Phase 2: Acoustic Subsurface Mapping
If surface sweeps yield negative results, the operation deploys towed Side-Scan Sonar arrays or vessel-mounted multi-beam echo sounders. These systems emit fan-shaped acoustic beams perpendicular to the vessel's path, mapping the lakebed with millimeter-wave precision.
The primary metric here is the probability of detection (POD). The vessel moves in a series of overlapping parallel grids, ensuring that the acoustic "shadows" cast by benthic features are viewed from multiple angles. Analysts look for specific geometric anomalies that match human dimensions, noting the coordinates of high-probability targets.
Phase 3: Targeted Verification via ROV and Divers
Divers face severe environmental constraints, including zero-visibility conditions, underwater entanglement hazards, and strict no-decompression limits. To optimize safety, modern recovery operations deploy tethered ROVs equipped with high-definition cameras and robotic manipulators to investigate sonar anomalies first.
Divers are deployed only when a target is confirmed or when the benthic topography prevents ROV maneuverability. The divers operate under a strict tethered communication system, executing circular or jackstay search patterns guided by surface controllers who monitor their position via acoustic tracking systems.
Municipal Risk Factors and Preventative Deficits
Every recovery operation highlights systematic failures in local risk mitigation frameworks.

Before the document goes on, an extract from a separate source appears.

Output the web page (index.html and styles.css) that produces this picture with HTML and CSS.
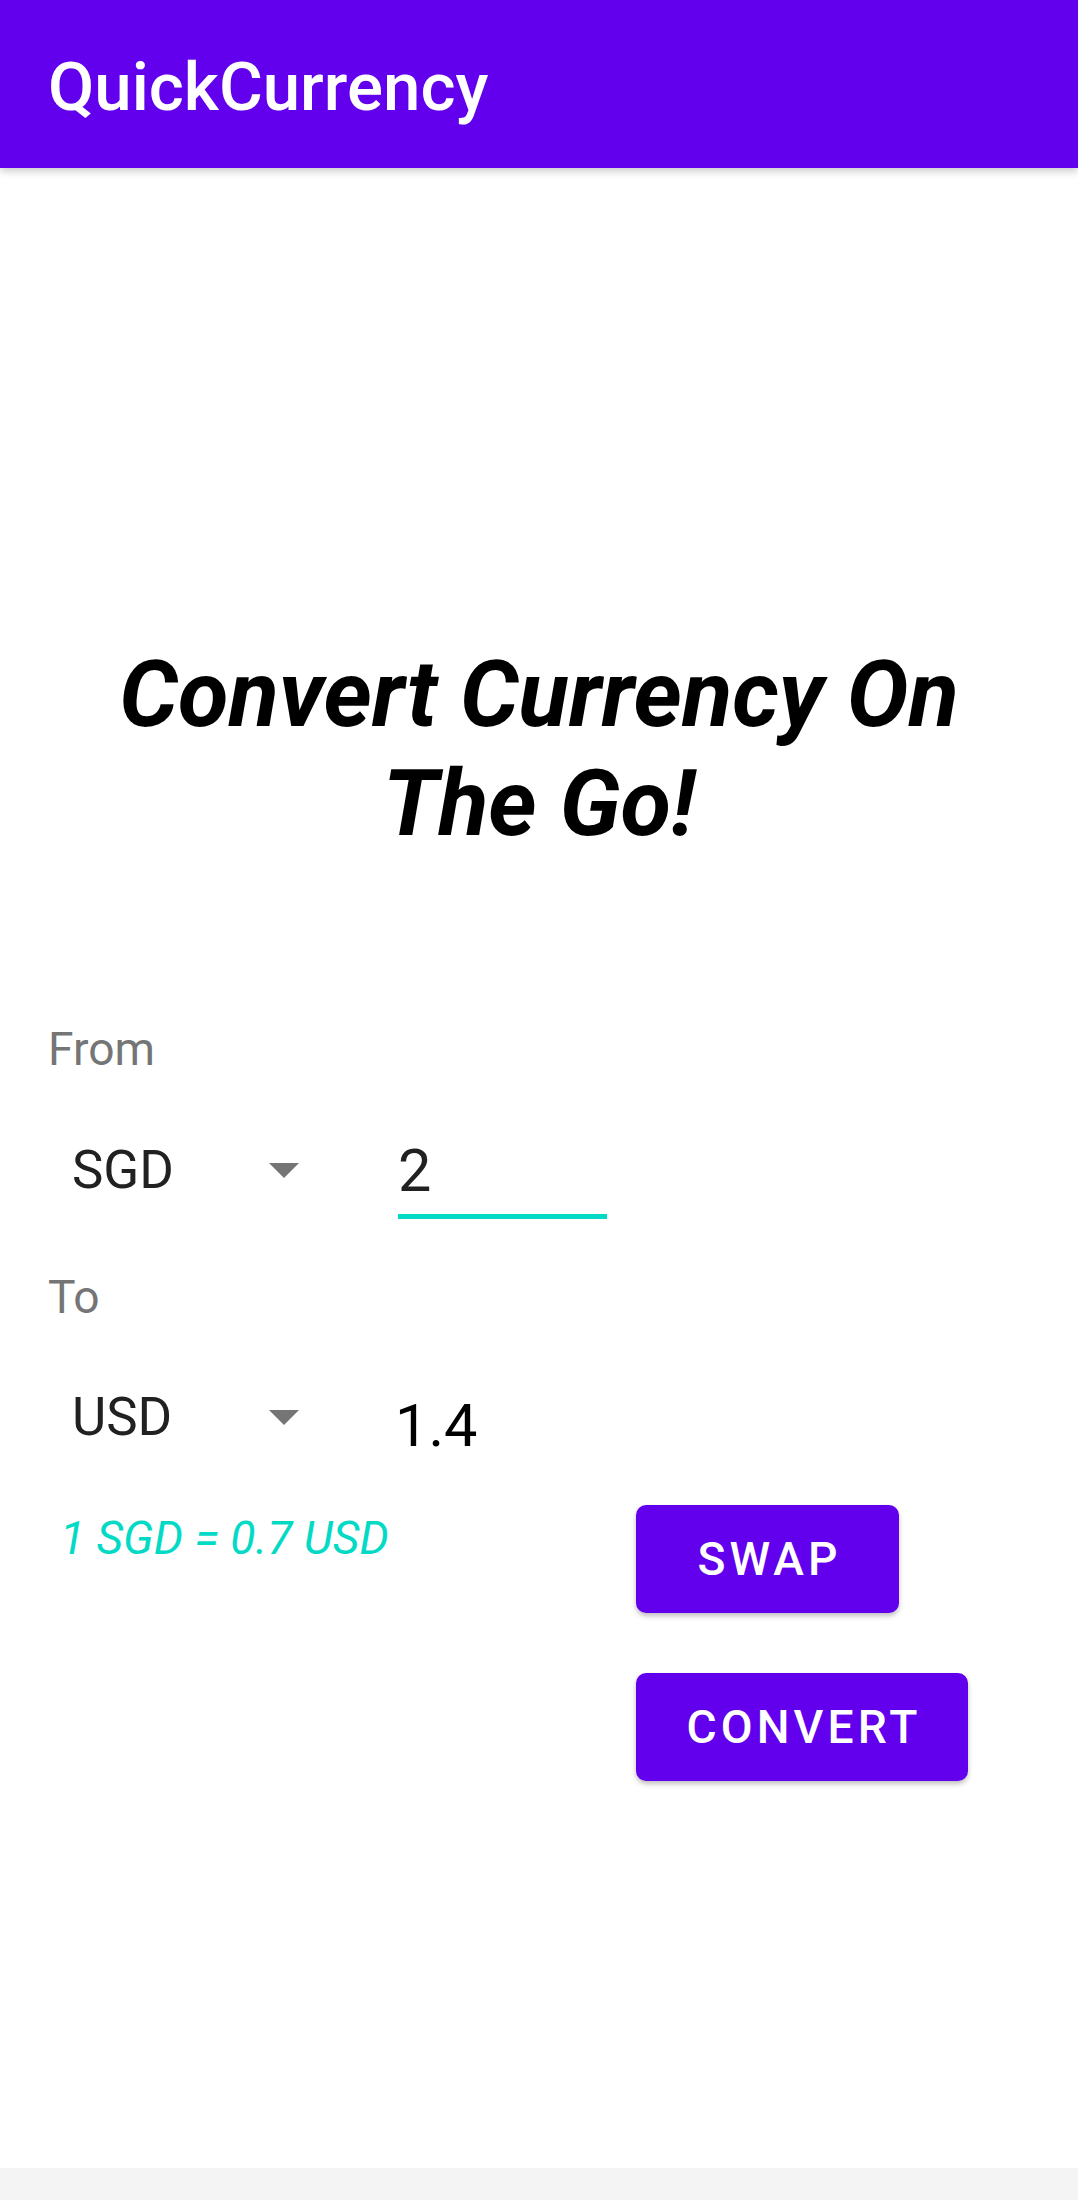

Analyzing these incidents from a structural perspective reveals that warning signs alone are insufficient tools for public safety management in natural bodies of water.
The primary limitation of traditional signage is cognitive desensitization. When a geographic area features uniform warning signs without context regarding specific hazards—such as sudden drop-offs, underwater currents, or cold-water shock variables—the public treats the warning as a generic liability disclaimer rather than an active hazard notification. This creates a behavioral bottleneck where adolescents, who possess an altered neurological risk-assessment profile, routinely bypass barriers.
To address these deficits, municipalities must transition from passive warning architectures to active containment and intervention systems. This requires a three-tier infrastructure strategy:
- Geomorphic Modification: Where public access points interface with deep water or hazardous drop-offs, municipalities should deploy physical structural interventions. This includes subsurface grading to create gradual slopes or the installation of permanent, heavy-duty physical barriers that prevent entry into high-velocity zones or deep thermal layers.
- Autonomous Public Safety Stations: Passive life rings are frequently vandalized or misplaced. Modern risk management requires the installation of solar-powered, connected rescue stations equipped with automated emergency alarms that ping local dispatch the moment a flotation device is removed from its cradle. This slashes the latency between the initial submersion event and resource mobilization.
- Thermal and Acoustic Sensing Networks: Deploying permanent, low-cost acoustic or optical sensors at high-risk, unmonitored swimming zones can detect anomalous water disruption or distress profiles. While unable to prevent entry, these systems eliminate the critical delay in establishing the datum point, allowing search and rescue teams to deploy directly to the exact coordinates of submersion within the vital five-minute physiological window.